--- Start Available data ---

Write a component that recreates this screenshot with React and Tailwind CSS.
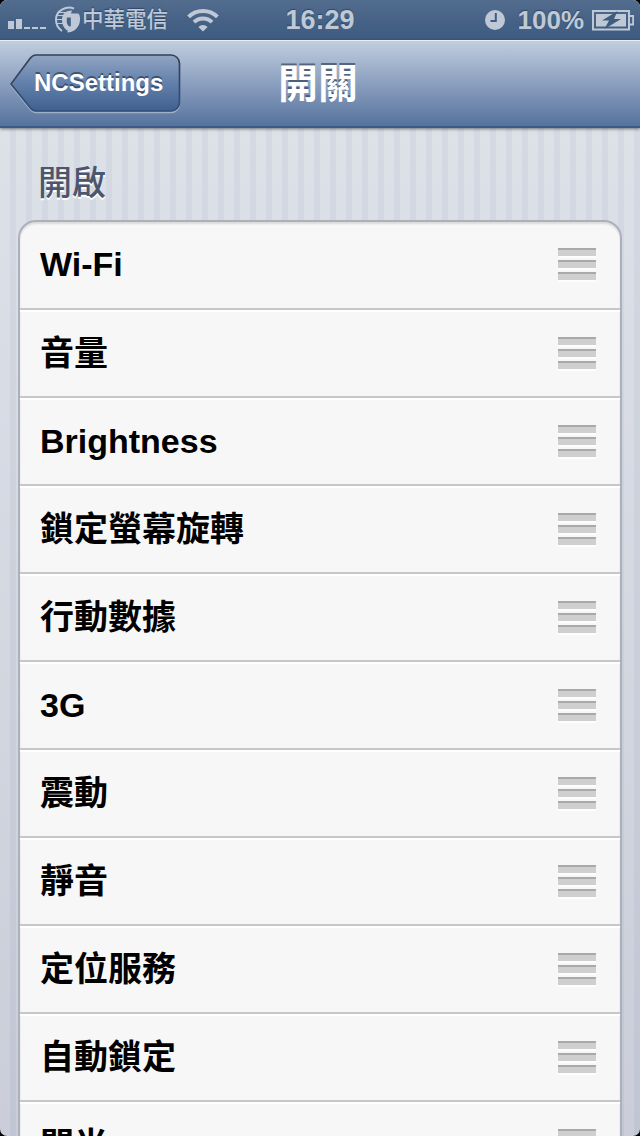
import { clsx } from "clsx";

const switches = [
  "Wi-Fi",
  "音量",
  "Brightness",
  "鎖定螢幕旋轉",
  "行動數據",
  "3G",
  "震動",
  "靜音",
  "定位服務",
  "自動鎖定",
  "閃光",
];

function CarrierLogo() {
  return (
    <svg width="28" height="28" viewBox="0 0 28 28" className="ml-[8px] shrink-0">
      <g fill="none" stroke="#bfc9d6">
        <path d="M20 2.6C13 -.5 2 4 2 13.500c0 6 3 9.500 6 11.500" strokeWidth="2" />
        <path d="M3 9.500h8M2 13.500h8M3 17.500h7M5 6.500h8" strokeWidth="1" />
        <path d="M24.500 9c2 8-2 16-11 16.500" strokeWidth="2" />
      </g>
      <path
        d="M18 4.500c-7 0-10 4-10 9.500 0 6 3.500 11 8 11 5.500 0 8.800-5 8.800-10.500V7.500H12.200v4h4.600v8.300c0 1-1.600 1-2.400 0-1.300-1.500-1.700-3.300-1.700-5.800 0-3 1.300-5.500 4.300-6.500z"
        fill="#bfc9d6"
      />
    </svg>
  );
}

function WifiIcon() {
  return (
    <svg width="34" height="26" viewBox="0 0 34 26" className="ml-[17px] shrink-0">
      <g fill="none" stroke="#bfc9d6" strokeWidth="4">
        <path d="M2.600 9.800a20.500 20.500 0 0 1 28.800 0" />
        <path d="M8 15.200a12.700 12.700 0 0 1 18 0" />
      </g>
      <path d="M17 24.500l-4.600-4.600a6.500 6.500 0 0 1 9.200 0z" fill="#bfc9d6" />
    </svg>
  );
}

function BatteryIcon() {
  return (
    <svg width="42" height="21" viewBox="0 0 42 21" className="ml-[8px] shrink-0">
      <rect x="1" y="1" width="36" height="18.500" fill="none" stroke="#bfc9d6" strokeWidth="2" />
      <path d="M38 6h3.200v8.500H38" fill="none" stroke="#bfc9d6" strokeWidth="2" />
      <rect x="4" y="4" width="30" height="12.500" fill="#bfc9d6" />
      <path d="M25.500 1L10 10.500h7L12.500 19 29 9h-7z" fill="#3f5b80" />
    </svg>
  );
}

function StatusBar() {
  return (
    <div className="relative flex h-[40px] items-center bg-linear-to-b from-[#536d8f] via-[#466286] to-[#3e5b81] text-[#bfc9d6] [text-shadow:0_-1px_1px_rgba(30,50,80,0.6)]">
      <div className="ml-[8px] flex h-[10px] w-[38px] items-end gap-[2px] pb-0 mt-[8px]">
        <span className="h-[8px] w-[6px] bg-[#bfc9d6]" />
        <span className="h-[10px] w-[6px] bg-[#bfc9d6]" />
        <span className="h-[2px] w-[6px] bg-[#bfc9d6]" />
        <span className="h-[2px] w-[6px] bg-[#bfc9d6]" />
        <span className="h-[2px] w-[6px] bg-[#bfc9d6]" />
      </div>
      <CarrierLogo />
      <span className="w-[87px] text-[21.500px] leading-[40px] font-medium whitespace-nowrap">中華電信</span>
      <WifiIcon />
      <span className="absolute inset-x-0 text-center text-[27px] leading-[40px] font-bold">16:29</span>
      <div className="ml-auto flex items-center pr-[6px]">
        <svg width="20" height="20" viewBox="0 0 20 20">
          <circle cx="10" cy="10" r="10" fill="#bfc9d6" />
          <path d="M10.800 3v8H5.500" fill="none" stroke="#3f5b80" strokeWidth="2" />
        </svg>
        <span className="ml-[13px] text-[26px] leading-[40px] font-bold">100%</span>
        <BatteryIcon />
      </div>
    </div>
  );
}

function BackButton() {
  return (
    <button type="button" className="relative ml-[10px] h-[60px] w-[171px] shrink-0">
      <svg width="171" height="60" viewBox="0 0 171 60" className="absolute inset-0">
        <defs>
          <linearGradient id="back" x1="0" y1="0" x2="0" y2="1">
            <stop offset="0" stopColor="#92a5c2" />
            <stop offset="0.5" stopColor="#6280ab" />
            <stop offset="1" stopColor="#3f608f" />
          </linearGradient>
          <linearGradient id="backEdge" x1="0" y1="0" x2="0" y2="1">
            <stop offset="0" stopColor="#354052" />
            <stop offset="1" stopColor="#344f7a" />
          </linearGradient>
        </defs>
        <path
          d="M26 2.500H161a8.500 8.500 0 0 1 8.500 8.500V50a8.500 8.500 0 0 1-8.500 8.500H26c-3 0-4.500-1.500-6-3.500L1 31.500 20 6c1.500-2 3-3.500 6-3.500z"
          fill="none"
          stroke="#9fb1ca"
          strokeWidth="1.500"
        />
        <path
          d="M26 1H161a8.500 8.500 0 0 1 8.500 8.500V48.500a8.500 8.500 0 0 1-8.500 8.500H26c-3 0-4.500-1.500-6-3.500L1 30 20 4.500c1.500-2 3-3.500 6-3.500z"
          fill="url(#back)"
          stroke="url(#backEdge)"
          strokeWidth="1.700"
        />
      </svg>
      <span className="relative block pb-[1px] pl-[24px] text-left text-[24px] leading-[56px] font-bold text-white [text-shadow:0_-2px_0_rgba(35,50,75,0.65)]">
        NCSettings
      </span>
    </button>
  );
}

function NavBar() {
  return (
    <div className="relative z-10 flex h-[88px] items-center border-t border-b-2 border-t-[#e8edf3] border-b-[#3b5a87] bg-linear-to-b from-[#c0cede] via-[#8b9fbf] to-[#56739d] shadow-[0_1px_3px_rgba(0,0,0,0.5)]">
      <BackButton />
      <h1 className="absolute inset-x-0 -ml-[4px] text-center text-[40px] leading-[80px] font-bold text-white [text-shadow:0_-2px_0_rgba(50,65,90,0.7)]">
        開關
      </h1>
    </div>
  );
}

function DragHandle() {
  return (
    <div className="flex w-[38px] flex-col gap-[4px]">
      <span className="h-[8px] border-t-2 border-[#a9a9a9] bg-[#cfcfcf] shadow-[0_2px_0_#fdfdfd]" />
      <span className="h-[8px] border-t-2 border-[#a9a9a9] bg-[#cfcfcf] shadow-[0_2px_0_#fdfdfd]" />
      <span className="h-[8px] border-t-2 border-[#a9a9a9] bg-[#cfcfcf] shadow-[0_2px_0_#fdfdfd]" />
    </div>
  );
}

function SwitchRow({ label, first }) {
  return (
    <li
      className={clsx(
        "flex items-center justify-between border-b-2 border-[#c7c7c7] pr-[24px] pl-[20px]",
        first ? "h-[88px] pb-[2px]" : "h-[88px] shadow-[inset_0_2px_0_#ffffff]"
      )}
    >
      <span className="text-[34px] leading-[84px] font-bold text-black">{label}</span>
      <DragHandle />
    </li>
  );
}

export default function App() {
  return (
    <div className="h-[1136px] w-[640px] overflow-hidden bg-black font-['Liberation_Sans','Noto_Sans_CJK_TC',sans-serif]">
      <div className="h-[1136px] overflow-hidden rounded-[7px] bg-[repeating-linear-gradient(90deg,rgba(255,255,255,0.07)_0px_10px,rgba(100,120,160,0.05)_10px_16px),linear-gradient(180deg,#dadfe7_128px,#c6cad6_1136px)]">
        <StatusBar />
        <NavBar />
        <h2 className="h-[92px] pt-[30px] pl-[38px] text-[34px] leading-[50px] font-medium text-[#4c566c] [text-shadow:0_2px_0_#ffffff]">
          開啟
        </h2>
        <ul className="mx-[18px] rounded-t-[18px] border-2 border-[#abb0bb] bg-[#f7f7f7] shadow-[inset_0_2px_2px_rgba(0,0,0,0.12)]">
          {switches.map((label, i) => (
            <SwitchRow key={label} label={label} first={i === 0} />
          ))}
        </ul>
      </div>
    </div>
  );
}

--- End Available data ---

_What is expected_.
Skip every picture and transcribe the data above exactly.

_Exercise answer_.
Write a component that recreates this screenshot with React and Tailwind CSS.
import { clsx } from "clsx";

const switches = [
  "Wi-Fi",
  "音量",
  "Brightness",
  "鎖定螢幕旋轉",
  "行動數據",
  "3G",
  "震動",
  "靜音",
  "定位服務",
  "自動鎖定",
  "閃光",
];

function CarrierLogo() {
  return (
    <svg width="28" height="28" viewBox="0 0 28 28" className="ml-[8px] shrink-0">
      <g fill="none" stroke="#bfc9d6">
        <path d="M20 2.6C13 -.5 2 4 2 13.500c0 6 3 9.500 6 11.500" strokeWidth="2" />
        <path d="M3 9.500h8M2 13.500h8M3 17.500h7M5 6.500h8" strokeWidth="1" />
        <path d="M24.500 9c2 8-2 16-11 16.500" strokeWidth="2" />
      </g>
      <path
        d="M18 4.500c-7 0-10 4-10 9.500 0 6 3.500 11 8 11 5.500 0 8.800-5 8.800-10.500V7.500H12.200v4h4.600v8.300c0 1-1.600 1-2.400 0-1.300-1.500-1.700-3.300-1.700-5.800 0-3 1.300-5.500 4.300-6.500z"
        fill="#bfc9d6"
      />
    </svg>
  );
}

function WifiIcon() {
  return (
    <svg width="34" height="26" viewBox="0 0 34 26" className="ml-[17px] shrink-0">
      <g fill="none" stroke="#bfc9d6" strokeWidth="4">
        <path d="M2.600 9.800a20.500 20.500 0 0 1 28.800 0" />
        <path d="M8 15.200a12.700 12.700 0 0 1 18 0" />
      </g>
      <path d="M17 24.500l-4.600-4.600a6.500 6.500 0 0 1 9.200 0z" fill="#bfc9d6" />
    </svg>
  );
}

function BatteryIcon() {
  return (
    <svg width="42" height="21" viewBox="0 0 42 21" className="ml-[8px] shrink-0">
      <rect x="1" y="1" width="36" height="18.500" fill="none" stroke="#bfc9d6" strokeWidth="2" />
      <path d="M38 6h3.200v8.500H38" fill="none" stroke="#bfc9d6" strokeWidth="2" />
      <rect x="4" y="4" width="30" height="12.500" fill="#bfc9d6" />
      <path d="M25.500 1L10 10.500h7L12.500 19 29 9h-7z" fill="#3f5b80" />
    </svg>
  );
}

function StatusBar() {
  return (
    <div className="relative flex h-[40px] items-center bg-linear-to-b from-[#536d8f] via-[#466286] to-[#3e5b81] text-[#bfc9d6] [text-shadow:0_-1px_1px_rgba(30,50,80,0.6)]">
      <div className="ml-[8px] flex h-[10px] w-[38px] items-end gap-[2px] pb-0 mt-[8px]">
        <span className="h-[8px] w-[6px] bg-[#bfc9d6]" />
        <span className="h-[10px] w-[6px] bg-[#bfc9d6]" />
        <span className="h-[2px] w-[6px] bg-[#bfc9d6]" />
        <span className="h-[2px] w-[6px] bg-[#bfc9d6]" />
        <span className="h-[2px] w-[6px] bg-[#bfc9d6]" />
      </div>
      <CarrierLogo />
      <span className="w-[87px] text-[21.500px] leading-[40px] font-medium whitespace-nowrap">中華電信</span>
      <WifiIcon />
      <span className="absolute inset-x-0 text-center text-[27px] leading-[40px] font-bold">16:29</span>
      <div className="ml-auto flex items-center pr-[6px]">
        <svg width="20" height="20" viewBox="0 0 20 20">
          <circle cx="10" cy="10" r="10" fill="#bfc9d6" />
          <path d="M10.800 3v8H5.500" fill="none" stroke="#3f5b80" strokeWidth="2" />
        </svg>
        <span className="ml-[13px] text-[26px] leading-[40px] font-bold">100%</span>
        <BatteryIcon />
      </div>
    </div>
  );
}

function BackButton() {
  return (
    <button type="button" className="relative ml-[10px] h-[60px] w-[171px] shrink-0">
      <svg width="171" height="60" viewBox="0 0 171 60" className="absolute inset-0">
        <defs>
          <linearGradient id="back" x1="0" y1="0" x2="0" y2="1">
            <stop offset="0" stopColor="#92a5c2" />
            <stop offset="0.5" stopColor="#6280ab" />
            <stop offset="1" stopColor="#3f608f" />
          </linearGradient>
          <linearGradient id="backEdge" x1="0" y1="0" x2="0" y2="1">
            <stop offset="0" stopColor="#354052" />
            <stop offset="1" stopColor="#344f7a" />
          </linearGradient>
        </defs>
        <path
          d="M26 2.500H161a8.500 8.500 0 0 1 8.500 8.500V50a8.500 8.500 0 0 1-8.500 8.500H26c-3 0-4.500-1.500-6-3.500L1 31.500 20 6c1.500-2 3-3.500 6-3.500z"
          fill="none"
          stroke="#9fb1ca"
          strokeWidth="1.500"
        />
        <path
          d="M26 1H161a8.500 8.500 0 0 1 8.500 8.500V48.500a8.500 8.500 0 0 1-8.500 8.500H26c-3 0-4.500-1.500-6-3.500L1 30 20 4.500c1.500-2 3-3.500 6-3.500z"
          fill="url(#back)"
          stroke="url(#backEdge)"
          strokeWidth="1.700"
        />
      </svg>
      <span className="relative block pb-[1px] pl-[24px] text-left text-[24px] leading-[56px] font-bold text-white [text-shadow:0_-2px_0_rgba(35,50,75,0.65)]">
        NCSettings
      </span>
    </button>
  );
}

function NavBar() {
  return (
    <div className="relative z-10 flex h-[88px] items-center border-t border-b-2 border-t-[#e8edf3] border-b-[#3b5a87] bg-linear-to-b from-[#c0cede] via-[#8b9fbf] to-[#56739d] shadow-[0_1px_3px_rgba(0,0,0,0.5)]">
      <BackButton />
      <h1 className="absolute inset-x-0 -ml-[4px] text-center text-[40px] leading-[80px] font-bold text-white [text-shadow:0_-2px_0_rgba(50,65,90,0.7)]">
        開關
      </h1>
    </div>
  );
}

function DragHandle() {
  return (
    <div className="flex w-[38px] flex-col gap-[4px]">
      <span className="h-[8px] border-t-2 border-[#a9a9a9] bg-[#cfcfcf] shadow-[0_2px_0_#fdfdfd]" />
      <span className="h-[8px] border-t-2 border-[#a9a9a9] bg-[#cfcfcf] shadow-[0_2px_0_#fdfdfd]" />
      <span className="h-[8px] border-t-2 border-[#a9a9a9] bg-[#cfcfcf] shadow-[0_2px_0_#fdfdfd]" />
    </div>
  );
}

function SwitchRow({ label, first }) {
  return (
    <li
      className={clsx(
        "flex items-center justify-between border-b-2 border-[#c7c7c7] pr-[24px] pl-[20px]",
        first ? "h-[88px] pb-[2px]" : "h-[88px] shadow-[inset_0_2px_0_#ffffff]"
      )}
    >
      <span className="text-[34px] leading-[84px] font-bold text-black">{label}</span>
      <DragHandle />
    </li>
  );
}

export default function App() {
  return (
    <div className="h-[1136px] w-[640px] overflow-hidden bg-black font-['Liberation_Sans','Noto_Sans_CJK_TC',sans-serif]">
      <div className="h-[1136px] overflow-hidden rounded-[7px] bg-[repeating-linear-gradient(90deg,rgba(255,255,255,0.07)_0px_10px,rgba(100,120,160,0.05)_10px_16px),linear-gradient(180deg,#dadfe7_128px,#c6cad6_1136px)]">
        <StatusBar />
        <NavBar />
        <h2 className="h-[92px] pt-[30px] pl-[38px] text-[34px] leading-[50px] font-medium text-[#4c566c] [text-shadow:0_2px_0_#ffffff]">
          開啟
        </h2>
        <ul className="mx-[18px] rounded-t-[18px] border-2 border-[#abb0bb] bg-[#f7f7f7] shadow-[inset_0_2px_2px_rgba(0,0,0,0.12)]">
          {switches.map((label, i) => (
            <SwitchRow key={label} label={label} first={i === 0} />
          ))}
        </ul>
      </div>
    </div>
  );
}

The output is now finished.